→ **EXERCISE TASK**: Establish how many lines in the material include the string "that" and report it as a lone number.

→ **DATASET EXCERPT**:
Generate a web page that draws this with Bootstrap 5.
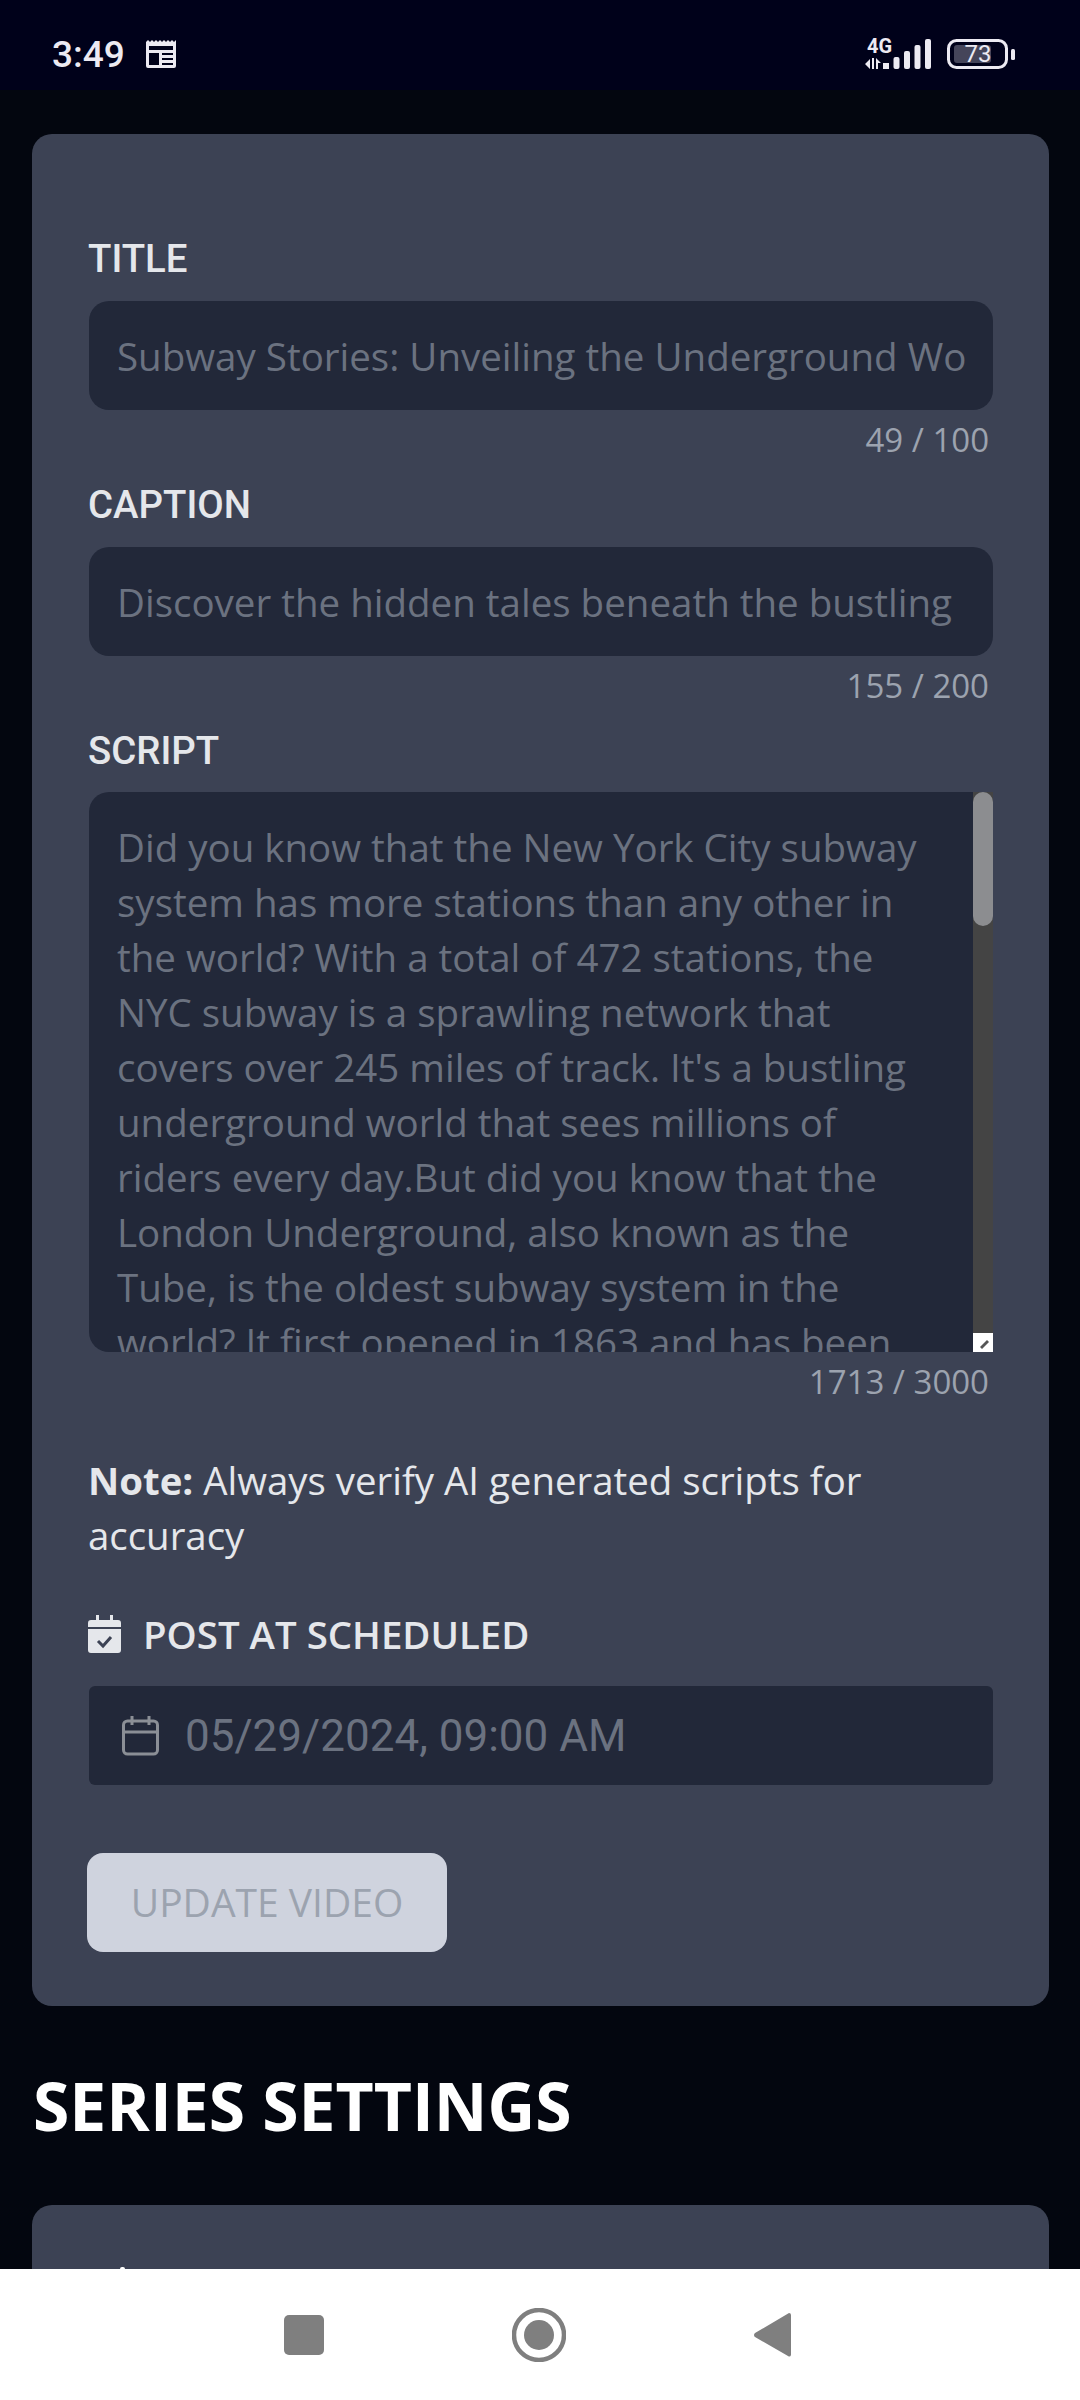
<!DOCTYPE html>
<html lang="en">
<head>
<meta charset="utf-8">
<title>Edit video</title>
<link href="https://cdn.jsdelivr.net/npm/bootstrap@5.3.0/dist/css/bootstrap.min.css" rel="stylesheet">
<style>
html,body{height:2400px;margin:0;overflow:hidden;background:#03060f;}
body{font-family:"Open Sans","Noto Sans",sans-serif;color:#e5e7eb;}
.screen{height:2400px;}
.statusbar{height:90px;padding:18px 65px 0 52px;background:#00011a;color:#eceaf2;}
.clock{font-family:Roboto,sans-serif;font-size:37px;font-weight:500;line-height:1;width:94px;}
.scrollarea{min-height:0;overflow:hidden;padding:44px 31px 0 32px;}
.panel{background:#3c4254;border:0;border-radius:20px;padding:103px 56px 54px 57px;color:#e5e7eb;}
.fieldlabel{font-family:Roboto,sans-serif;font-size:38.4px;font-weight:500;line-height:44px;margin:0 0 20px -1px;color:#e5e7eb;}
.field{background:#222839;border:0;border-radius:20px;height:109px;padding:0 26px 0 28px;font-size:38.5px;color:#6b7280;box-shadow:none;}
.field:focus{background:#222839;color:#6b7280;box-shadow:none;}
.fieldnarrow{padding-right:31px;}
.counter{font-size:33px;line-height:44px;margin:8px 4px 21px 0;color:#9ca3af;text-align:right;}
.scriptwrap{height:560px;margin-top:-1px;}
.scripttext{display:block;width:100%;height:560px;background:#222839;border:0;outline:0;resize:none;overflow:hidden;padding:28px 48px 0 28px;font-size:38.5px;line-height:55px;color:#6b7280;font-family:inherit;border-radius:20px;}
.track{position:absolute;top:0;right:0;width:20px;height:541px;background:#444;}
.thumb{position:absolute;top:0;right:0;width:20px;height:134px;background:#8c8d90;border-radius:10px;}
.grip{position:absolute;right:0;bottom:0;width:20px;height:19px;background:#fff;line-height:0;}
.note{font-size:38.4px;line-height:55px;margin:28px 0 49px -1px;color:#e5e7eb;}
.note strong{font-weight:700;}
.schedlabel{font-size:38.4px;font-weight:600;line-height:44px;gap:22px;margin:0 0 30px -1px;color:#e5e7eb;}
.datefield{height:99px;background:#222839;border-radius:6px;padding:0 0 0 33px;gap:26px;}
.datefield input{background:transparent;border:0;outline:0;padding:0;flex:1;min-width:0;font-family:Roboto,sans-serif;font-size:44px;color:#6b7280;}
.updatebtn{display:block;width:360px;height:99px;margin:68px 0 0 -2px;padding:0;background:#cfd3de;border:0;border-radius:16px;font-size:39px;font-weight:500;color:#9ca3af;opacity:1;}
.updatebtn:disabled{background:#cfd3de;color:#9ca3af;opacity:1;}
.sectiontitle{font-size:66px;font-weight:700;line-height:82px;margin:58px 0 59px 1px;color:#fff;}
.panelnext{height:120px;border-radius:20px 20px 0 0;padding:0;position:relative;}
.tick{position:absolute;left:88px;top:62px;width:5px;height:2px;background:#fff;border-radius:2px 2px 0 0;}
.sysnav{height:131px;background:#fff;padding:0;position:relative;z-index:2;}
.sysnav svg{position:absolute;top:39px;}
</style>
</head>
<body>
<div class="screen d-flex flex-column">
  <header class="statusbar d-flex align-items-center flex-shrink-0">
    <span class="clock">3:49</span>
    <svg width="30" height="28" viewBox="0 0 30 28" aria-hidden="true"><path fill="#eceaf2" d="M0 2 2 0l2 2 2-2 2 2 2-2 2 2 2-2 2 2 2-2 2 2 2-2 2 2 2-2 2 2 2-2v26a2 2 0 0 1-2 2H2a2 2 0 0 1-2-2z"/><path fill="#00011a" d="M3 6h24v4H3zM3 13h10v12H3zM16 13h11v2H16zM16 18h11v2H16zM16 23h11v2H16z"/></svg>
    <div class="ms-auto d-flex align-items-center">
      <svg width="66" height="32" viewBox="0 0 66 32" aria-hidden="true" class="me-0">
        <text x="2" y="15" font-family="Roboto,sans-serif" font-size="20" font-weight="700" fill="#eceaf2">4G</text>
        <path fill="#eceaf2" d="M0 26l5-5v10zM7 20h2v11H7zM11 20l5 5h-3v6h-2z"/>
        <rect x="18" y="25" width="6" height="6" fill="#eceaf2"/><rect x="28.500" y="19" width="6" height="12" rx="2" fill="#eceaf2"/><rect x="39" y="13" width="6" height="18" rx="2" fill="#eceaf2"/><rect x="49.500" y="7" width="6" height="24" rx="2" fill="#eceaf2"/><rect x="60" y="1" width="6" height="30" rx="2" fill="#eceaf2"/>
      </svg>
      <svg width="68" height="30" viewBox="0 0 68 30" class="ms-3" aria-hidden="true">
        <rect x="1.500" y="1.500" width="58" height="27" rx="8" fill="none" stroke="#eceaf2" stroke-width="3"/>
        <rect x="7" y="6" width="37" height="18" rx="3" fill="#45455a"/>
        <text x="31" y="23" text-anchor="middle" font-family="Roboto,sans-serif" font-size="24" fill="#eceaf2">73</text>
        <rect x="64" y="10" width="4" height="11" rx="1.500" fill="#eceaf2"/>
      </svg>
    </div>
  </header>

  <main class="scrollarea flex-grow-1">
    <form class="card panel">
      <label class="fieldlabel" for="f1">TITLE</label>
      <input id="f1" class="form-control field" readonly value="Subway Stories: Unveiling the Underground World's Secrets">
      <div class="counter">49 / 100</div>

      <label class="fieldlabel" for="f2">CAPTION</label>
      <input id="f2" class="form-control field fieldnarrow" readonly value="Discover the hidden tales beneath the bustling city streets">
      <div class="counter">155 / 200</div>

      <label class="fieldlabel" for="f3">SCRIPT</label>
      <div class="scriptwrap position-relative">
        <textarea id="f3" class="scripttext" readonly>Did you know that the New York City subway system has more stations than any other in the world? With a total of 472 stations, the NYC subway is a sprawling network that covers over 245 miles of track. It's a bustling underground world that sees millions of riders every day.But did you know that the London Underground, also known as the Tube, is the oldest subway system in the world? It first opened in 1863 and has been carrying passengers ever since.</textarea>
        <span class="track"></span><span class="thumb"></span>
        <span class="grip"><svg width="20" height="19" viewBox="0 0 20 19" aria-hidden="true"><path d="M7 14 14 7l2 2-7 7z" fill="#555"/></svg></span>
      </div>
      <div class="counter">1713 / 3000</div>

      <p class="note"><strong>Note:</strong> Always verify AI generated scripts for accuracy</p>

      <div class="schedlabel d-flex align-items-center">
        <svg width="33" height="38" viewBox="0 0 33 38" aria-hidden="true"><path fill="#e5e7eb" d="M8 0h3v5h11V0h3v5h5a3 3 0 0 1 3 3v4H0V8a3 3 0 0 1 3-3h5zM0 14h33v21a3 3 0 0 1-3 3H3a3 3 0 0 1-3-3z"/><path d="M10 26l5 5 8-9" fill="none" stroke="#3c4254" stroke-width="3"/></svg>
        <span>POST AT SCHEDULED</span>
      </div>
      <div class="datefield d-flex align-items-center">
        <svg width="37" height="41" viewBox="0 0 37 41" aria-hidden="true" fill="none" stroke="#8b8f96" stroke-width="3"><rect x="1.500" y="6" width="34" height="33" rx="4"/><path d="M1.500 17h34M10 1v9M27 1v9"/></svg>
        <input readonly value="05/29/2024, 09:00 AM" aria-label="Schedule date">
      </div>
      <button type="button" class="btn updatebtn" disabled>UPDATE VIDEO</button>
    </form>

    <h2 class="sectiontitle">SERIES SETTINGS</h2>
    <section class="card panel panelnext"><span class="tick"></span></section>
  </main>

  <nav class="navbar sysnav flex-shrink-0 d-block" aria-label="System navigation">
    <svg style="left:284px;top:46px" width="40" height="40" viewBox="0 0 40 40" aria-hidden="true"><rect width="40" height="40" rx="5" fill="#7f7f7f"/></svg>
    <svg style="left:512px" width="54" height="54" viewBox="0 0 54 54" aria-hidden="true"><circle cx="27" cy="27" r="25" fill="none" stroke="#7f7f7f" stroke-width="4.500"/><circle cx="27" cy="27" r="15" fill="#7f7f7f"/></svg>
    <svg style="left:754px;top:43px" width="37" height="46" viewBox="0 0 37 46" aria-hidden="true"><path d="M35 1a2 2 0 0 1 2 2v40a2 2 0 0 1-3 1L1 25a2.500 2.500 0 0 1 0-4z" fill="#7f7f7f"/></svg>
  </nav>
</div>
<script src="https://cdn.jsdelivr.net/npm/bootstrap@5.3.0/dist/js/bootstrap.bundle.min.js"></script>
</body>
</html>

→ **RESULT OF THE TASK**: 2